> [What is needed] Count how many lines in the material below hold the word "this"; the reply is that number alone.

=== Entries shown ===

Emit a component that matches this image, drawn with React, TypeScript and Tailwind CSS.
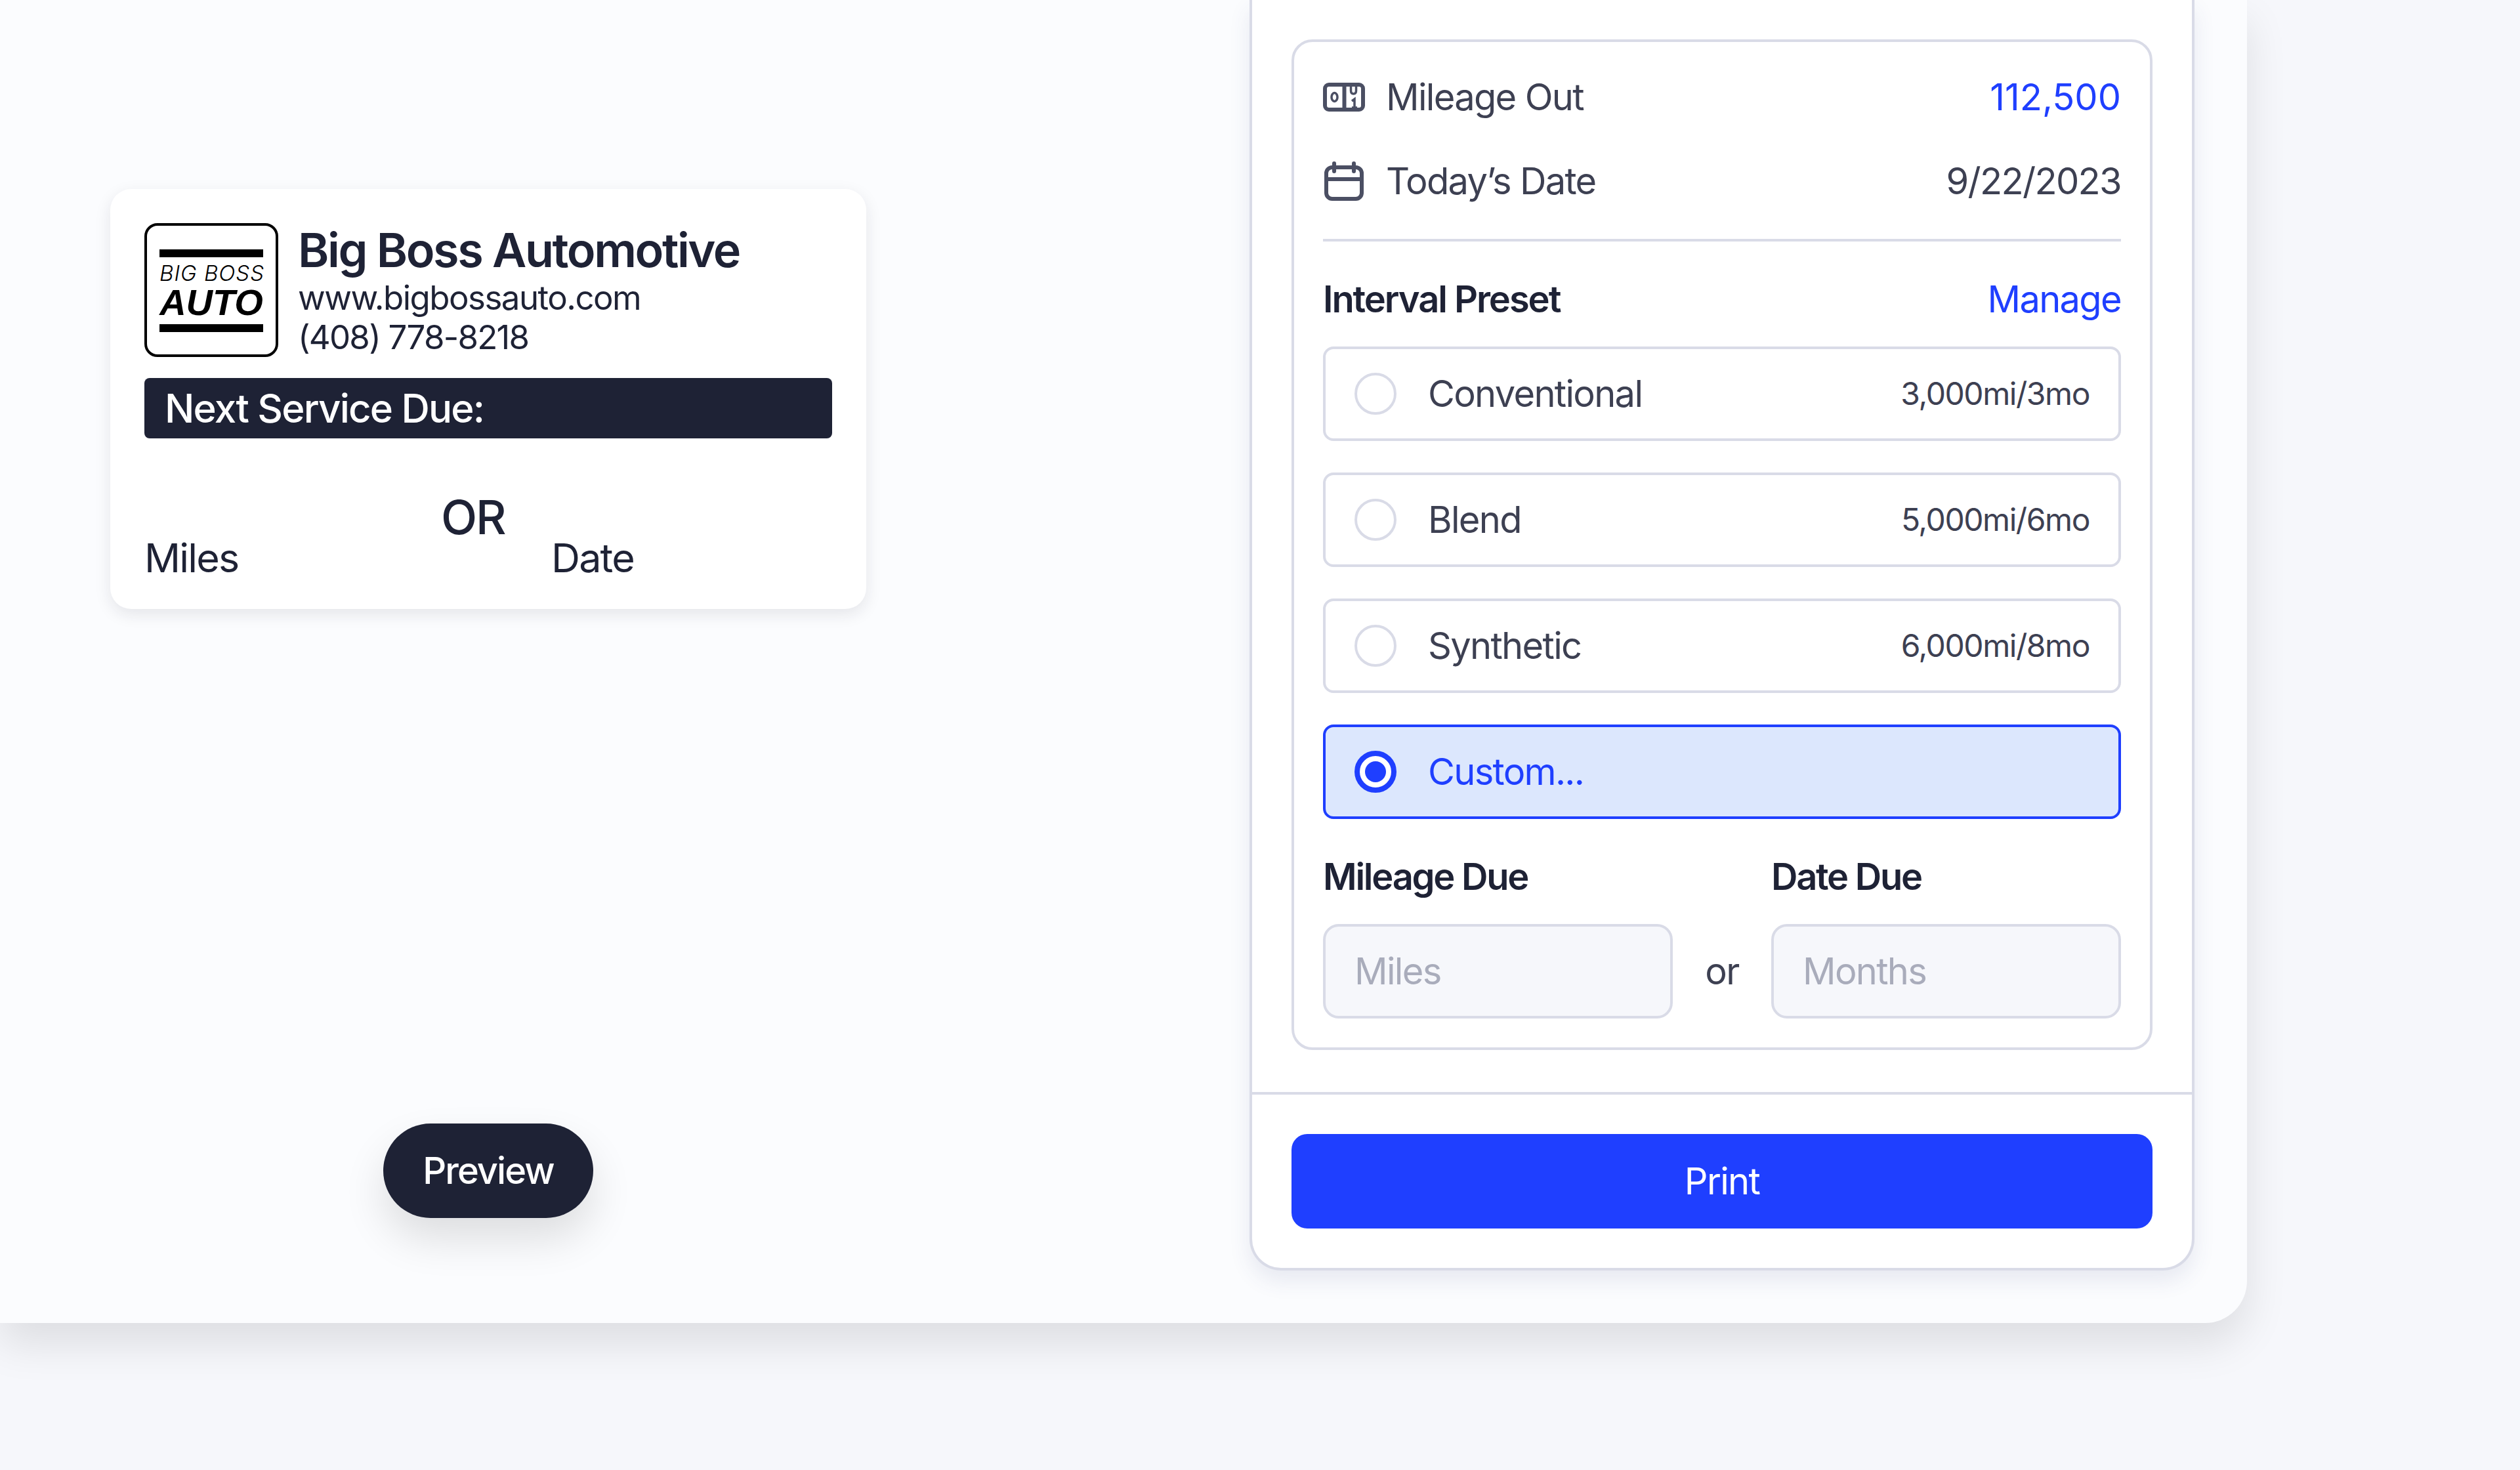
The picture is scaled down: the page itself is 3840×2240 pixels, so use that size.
import { type ReactNode } from "react";

const presets = [
  { name: "Conventional", interval: "3,000mi/3mo" },
  { name: "Blend", interval: "5,000mi/6mo" },
  { name: "Synthetic", interval: "6,000mi/8mo" },
];

function OdometerIcon() {
  return (
    <svg width="64" height="44" viewBox="0 0 64 44" fill="none" className="shrink-0">
      <rect x="3" y="3" width="58" height="38" rx="6" stroke="#4b4f63" strokeWidth="6" />
      <path d="M32.5 3V41" stroke="#4b4f63" strokeWidth="6" />
      {/* counter digits */}
      <ellipse cx="17.5" cy="22" rx="4.5" ry="6.5" stroke="#4b4f63" strokeWidth="3.5" />
      <path d="M42.5 5V12Q42.5 17 46.5 17Q50.5 17 50.5 12V5" stroke="#4b4f63" strokeWidth="3.5" />
      <path d="M44 28L48 25V39M44 38H52" stroke="#4b4f63" strokeWidth="3.5" />
    </svg>
  );
}

function CalendarIcon() {
  return (
    <svg width="64" height="60" viewBox="0 0 64 60" fill="none" className="shrink-0">
      <rect x="5" y="9" width="54" height="48" rx="9" stroke="#4b4f63" strokeWidth="6" />
      <path d="M5 27H59" stroke="#4b4f63" strokeWidth="6" />
      <path d="M17 3V15M47 3V15" stroke="#4b4f63" strokeWidth="6" strokeLinecap="round" />
    </svg>
  );
}

function Logo() {
  return (
    <div className="flex h-[204px] w-[204px] shrink-0 flex-col rounded-[20px] border-4 border-black bg-white px-[19px] pt-[36px] font-['Liberation_Sans',sans-serif] tracking-normal text-black italic">
      <div className="h-[12px] bg-black" />
      <div className="mt-[6px] h-[36px] text-center font-[Inter,sans-serif] text-[33px] leading-[36px] font-light tracking-[1px] whitespace-nowrap">
        BIG BOSS
      </div>
      <div className="mt-[2px] h-[50px] text-center text-[56px] leading-[50px] font-bold whitespace-nowrap">
        AUTO
      </div>
      <div className="mt-[8px] h-[12px] bg-black" />
    </div>
  );
}

function Row({ icon, label, children }: { icon: ReactNode; label: string; children: ReactNode }) {
  return (
    <div className="flex h-[80px] items-center justify-between">
      <div className="flex items-center gap-[32px] text-[#3d4052]">
        {icon}
        <span>{label}</span>
      </div>
      {children}
    </div>
  );
}

export default function App() {
  return (
    <div className="h-[2240px] w-full overflow-hidden bg-[#f6f7fb] font-[Inter,sans-serif] text-[56px] leading-[80px] tracking-[-0.03em] text-[#1e2235]">
      <div className="flex h-[2016px] w-[3424px] justify-between rounded-br-[64px] bg-[#fbfcfe] pr-[80px] pl-[168px] shadow-[0_32px_64px_rgba(0,0,0,0.1)]">
        {/* label preview */}
        <div className="flex w-[1152px] flex-col items-center pt-[288px]">
          <div className="h-[640px] w-full rounded-[32px] bg-white p-[52px] shadow-[0_8px_24px_rgba(30,34,53,0.1)]">
            <div className="flex gap-[30px]">
              <Logo />
              <div className="pt-[2px]">
                <div className="text-[72px] leading-[78px] font-semibold tracking-[-0.034em]">Big Boss Automotive</div>
                <div className="mt-[4px] text-[51px] leading-[60px] tracking-[-0.03em]">www.bigbossauto.com</div>
                <div className="text-[51px] leading-[60px] tracking-[-0.035em]">(408) 778-8218</div>
              </div>
            </div>
            <div className="mt-[32px] h-[92px] rounded-[8px] bg-[#1e2235] pl-[31px] text-[60px] leading-[92px] font-medium tracking-[-0.03em] text-white">
              Next Service Due:
            </div>
            <div className="mt-[84px] flex items-end text-[61px] leading-[72px] tracking-[-0.03em]">
              <div className="w-[452px]">Miles</div>
              <div className="mb-[62px] w-[168px] text-[72px] font-medium tracking-[-0.03em]">OR</div>
              <div>Date</div>
            </div>
          </div>
          <button className="mt-[784px] h-[144px] w-[320px] rounded-full bg-[#1e2235] text-[56px] font-medium tracking-[-0.035em] text-white shadow-[0_32px_64px_rgba(0,0,0,0.12)]">
            Preview
          </button>
        </div>

        {/* print form */}
        <div className="h-[1936px] w-[1440px] rounded-b-[48px] border-4 border-t-0 border-[#d9dbe7] bg-white shadow-[0_16px_32px_rgba(60,70,130,0.1)]">
          <div className="px-[60px] pt-[60px]">
            <div className="h-[1540px] rounded-[32px] border-4 border-[#d9dbe7] p-[44px]">
              <Row icon={<OdometerIcon />} label="Mileage Out">
                <span className="tracking-normal text-[#1f3fff]">112,500</span>
              </Row>
              <div className="mt-[48px]">
                <Row icon={<CalendarIcon />} label="Today’s Date">
                  <span className="text-[#3d4052]">9/22/2023</span>
                </Row>
              </div>
              <div className="mt-[48px] h-[4px] bg-[#d9dbe7]" />
              <div className="mt-[48px] flex h-[80px] items-center justify-between">
                <span className="font-semibold tracking-[-0.037em]">Interval Preset</span>
                <span className="text-[#1f3fff]">Manage</span>
              </div>
              <div className="mt-[32px] flex flex-col gap-[48px]">
                {presets.map((preset) => (
                  <div
                    key={preset.name}
                    className="flex h-[144px] items-center gap-[48px] rounded-[16px] border-4 border-[#d9dbe7] pr-[44px] pl-[44px] text-[#3d4052]"
                  >
                    <div className="h-[64px] w-[64px] rounded-full border-4 border-[#d9dbe7]" />
                    <span className="flex-1">{preset.name}</span>
                    <span className="text-[48px] tracking-[-0.03em]">{preset.interval}</span>
                  </div>
                ))}
                <div className="flex h-[144px] items-center gap-[48px] rounded-[16px] border-4 border-[#1f3fff] bg-[#dce7fd] pl-[44px] text-[#1f3fff]">
                  <div className="flex h-[64px] w-[64px] items-center justify-center rounded-full border-[8px] border-[#1f3fff] bg-white">
                    <div className="h-[32px] w-[32px] rounded-full bg-[#1f3fff]" />
                  </div>
                  <span>Custom...</span>
                </div>
              </div>
              <div className="mt-[48px] flex tracking-[-0.04em]">
                <div className="w-[683px] font-semibold">Mileage Due</div>
                <div className="font-semibold">Date Due</div>
              </div>
              <div className="mt-[32px] flex items-center">
                <input
                  placeholder="Miles"
                  className="h-[144px] w-[533px] rounded-[24px] border-4 border-[#d9dbe7] bg-[#f6f7fb] px-[44px] placeholder:text-[#a9acbb]"
                />
                <span className="flex-1 text-center text-[#3d4052]">or</span>
                <input
                  placeholder="Months"
                  className="h-[144px] w-[533px] rounded-[24px] border-4 border-[#d9dbe7] bg-[#f6f7fb] px-[44px] placeholder:text-[#a9acbb]"
                />
              </div>
            </div>
          </div>
          <div className="mt-[64px] h-[4px] bg-[#d9dbe7]" />
          <div className="p-[60px]">
            <button className="h-[144px] w-full rounded-[24px] bg-[#1f3fff] text-[56px] text-white">
              Print
            </button>
          </div>
        </div>
      </div>
    </div>
  );
}
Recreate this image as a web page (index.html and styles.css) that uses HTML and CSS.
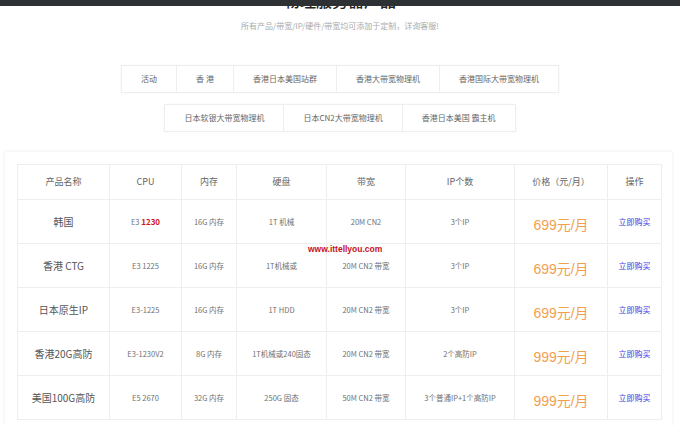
FILE: index.html
```html
<!DOCTYPE html>
<html lang="zh">
<head>
<meta charset="utf-8">
<title>物理服务器产品</title>
<link rel="stylesheet" href="styles.css">
</head>
<body>
<div class="topbar"></div>
<header class="intro">
  <h1 class="title">物理服务器产品</h1>
  <p class="subtitle">所有产品/带宽/IP/硬件/带宽均可添加于定制，详询客服!</p>
</header>
<nav class="tabs">
  <div class="tab-row">
    <span class="tab">活动</span>
    <span class="tab">香 港</span>
    <span class="tab">香港日本美国站群</span>
    <span class="tab">香港大带宽物理机</span>
    <span class="tab">香港国际大带宽物理机</span>
  </div>
  <div class="tab-row">
    <span class="tab">日本软银大带宽物理机</span>
    <span class="tab">日本CN2大带宽物理机</span>
    <span class="tab">香港日本美国 霸主机</span>
  </div>
</nav>
<section class="card">
  <table class="products">
    <colgroup>
      <col class="c1"><col class="c2"><col class="c3"><col class="c4"><col class="c5"><col class="c6"><col class="c7"><col class="c8">
    </colgroup>
    <thead>
      <tr><th>产品名称</th><th>CPU</th><th>内存</th><th>硬盘</th><th>带宽</th><th>IP个数</th><th>价格（元/月）</th><th>操作</th></tr>
    </thead>
    <tbody>
      <tr><td class="name">韩国</td><td>E3 <b class="hot">1230</b></td><td>16G 内存</td><td>1T 机械</td><td>20M CN2</td><td>3个IP</td><td><span class="price">699元/月</span></td><td><a class="buy">立即购买</a></td></tr>
      <tr><td class="name">香港 CTG</td><td>E3 1225</td><td>16G 内存</td><td>1T机械或</td><td>20M CN2 带宽</td><td>3个IP</td><td><span class="price">699元/月</span></td><td><a class="buy">立即购买</a></td></tr>
      <tr><td class="name">日本原生IP</td><td>E3-1225</td><td>16G 内存</td><td>1T HDD</td><td>20M CN2 带宽</td><td>3个IP</td><td><span class="price">699元/月</span></td><td><a class="buy">立即购买</a></td></tr>
      <tr><td class="name">香港20G高防</td><td>E3-1230V2</td><td>8G 内存</td><td>1T机械或240固态</td><td>20M CN2 带宽</td><td>2个高防IP</td><td><span class="price">999元/月</span></td><td><a class="buy">立即购买</a></td></tr>
      <tr><td class="name">美国100G高防</td><td>E5 2670</td><td>32G 内存</td><td>250G 固态</td><td>50M CN2 带宽</td><td>3个普通IP+1个高防IP</td><td><span class="price">999元/月</span></td><td><a class="buy">立即购买</a></td></tr>
    </tbody>
  </table>
  <span class="watermark">www.ittellyou.com</span>
</section>
</body>
</html>
```
FILE: styles.css
```css
html, body {
  margin: 0;
  padding: 0;
  background: #ffffff;
}
body {
  font-family: "Noto Sans CJK SC", "Liberation Sans", sans-serif;
  color: #666;
  overflow: hidden;
}
.topbar {
  position: fixed;
  top: 0;
  left: 0;
  right: 0;
  height: 6px;
  background: #2d3133;
  z-index: 10;
}
.intro {
  text-align: center;
}
.title {
  margin: -10px 0 0;
  font-size: 16px;
  line-height: 20px;
  font-weight: 500;
  color: #222;
}
.subtitle {
  margin: 11px 0 0;
  font-size: 8px;
  line-height: 10px;
  color: #aaa;
}
.tabs {
  margin-top: 34px;
  display: flex;
  flex-direction: column;
  align-items: center;
  gap: 11px;
}
.tab-row {
  display: flex;
  border: 1px solid #eee;
  box-shadow: 0 0 3px rgba(0,0,0,0.04);
  background: #fff;
}
.tab {
  height: 26px;
  line-height: 26px;
  padding: 0 19px;
  font-size: 8px;
  color: #666;
  border-left: 1px solid #eee;
  white-space: nowrap;
}
.tab:first-child {
  border-left: none;
}
.card {
  position: relative;
  margin: 20px 8px 0 5px;
  padding: 12px 11px 12px 12px;
  background: #fff;
  box-shadow: 0 0 4px rgba(0,0,0,0.08);
}
.products {
  width: 644px;
  border-collapse: collapse;
  table-layout: fixed;
}
.c1 { width: 92px; }
.c2 { width: 72px; }
.c3 { width: 55px; }
.c4 { width: 90px; }
.c5 { width: 79px; }
.c6 { width: 109px; }
.c7 { width: 93px; }
.c8 { width: 54px; }
.products th, .products td {
  border: 1px solid #eee;
  text-align: center;
  vertical-align: middle;
  padding: 0;
  white-space: nowrap;
  line-height: 12px;
}
.products th {
  height: 34px;
  font-size: 9px;
  font-weight: 400;
  color: #666;
}
.products td {
  height: 43px;
  font-size: 7.5px;
  color: #707070;
}
.products td.name {
  font-size: 10px;
  color: #555;
}
.hot {
  color: #d0151c;
  font-weight: 700;
  font-size: 8px;
}
.price {
  display: inline-block;
  padding-top: 6px;
  line-height: 16px;
  font-family: "Liberation Sans", "Noto Sans CJK SC", sans-serif;
  font-size: 14px;
  color: #f3a04e;
}
.buy {
  font-size: 8px;
  color: #3a3ae0;
  text-decoration: none;
}
.watermark {
  position: absolute;
  left: 303px;
  top: 92px;
  font-family: "Liberation Sans", sans-serif;
  font-weight: 700;
  font-size: 8.5px;
  color: #c8101a;
}
```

===

> [Result below] 2